What is an acceptable number of false positives and negatives depends on the situation. Even models that have high false negatives (e.g. they detect an animal only in half the cases that it's in the frame) may be acceptable for slower animals that always are in frame for at least 10 frames in a row (if only one of those frames are detected, the human doing the coding will look at the other ones as well). On the other hand, for an animal that is only in frame for single frame, one might want a better true detection rate.
False positives mean that the person doing BEHAVE UI will look at an image where nothing is happening. This is not a problem if it happens a couple of times per video. On the other hand, if this happens every other frame, the result is that the detections are useless.
Having said all this, one of the things we learned while developing BEHAVE is that even a model with moderate accuracy was quite useful. For the first year we ran BEHAVE with the MegaDetector v5 model. Only when BEHAVE proved to be very useful, we started training our own model with a higher accuracy.
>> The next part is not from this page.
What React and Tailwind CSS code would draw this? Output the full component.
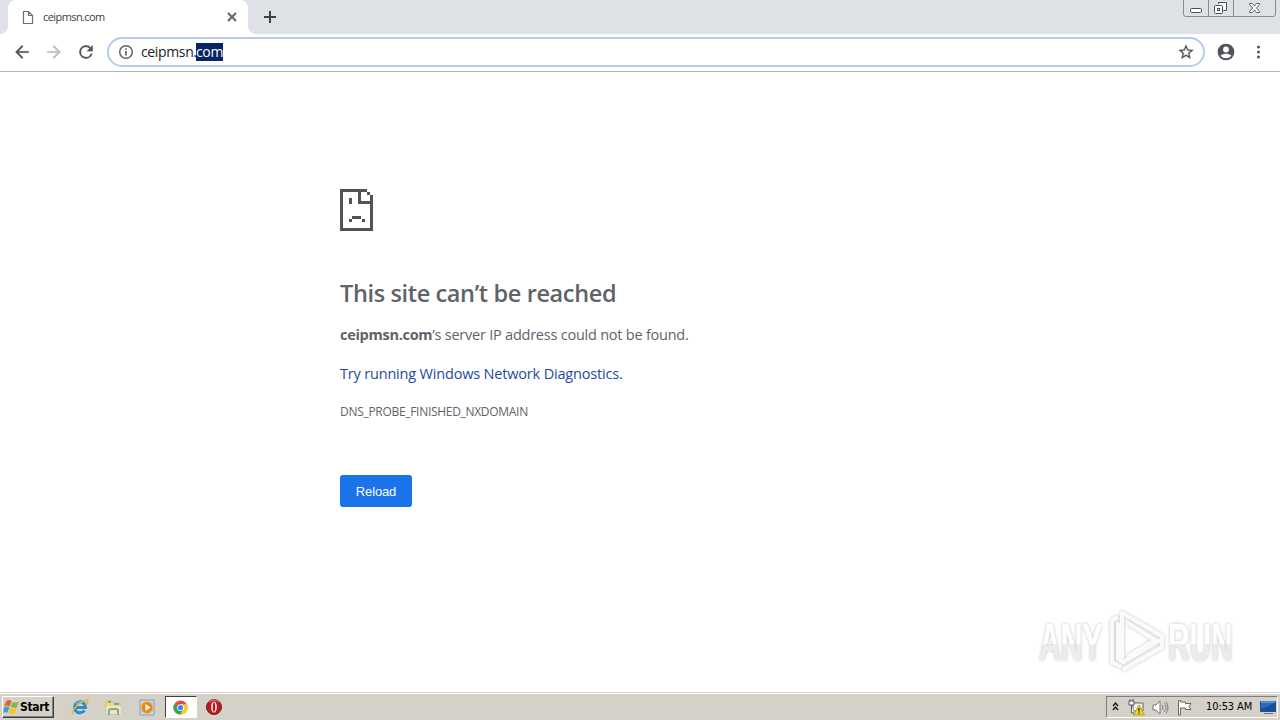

How would I determine if a model is good enough?
Basically how we determined whether the MegaDetector v5 model was good enough for us was by behaviour coding some videos with BEHAVE with detections, and in the old-fashioned way (manually watching the whole video). This way it quickly became clear that we did not miss any behaviours when using the detections (meaning we did not have too many false negatives) At the same time it took much less time (and was more fun) to use BEHAVE (meaning there were also not too many false positives).
It should be noted that MegaDetector v5 is not supported anymore, but MegaDetector v6 (which is both more accurate and faster) is supported.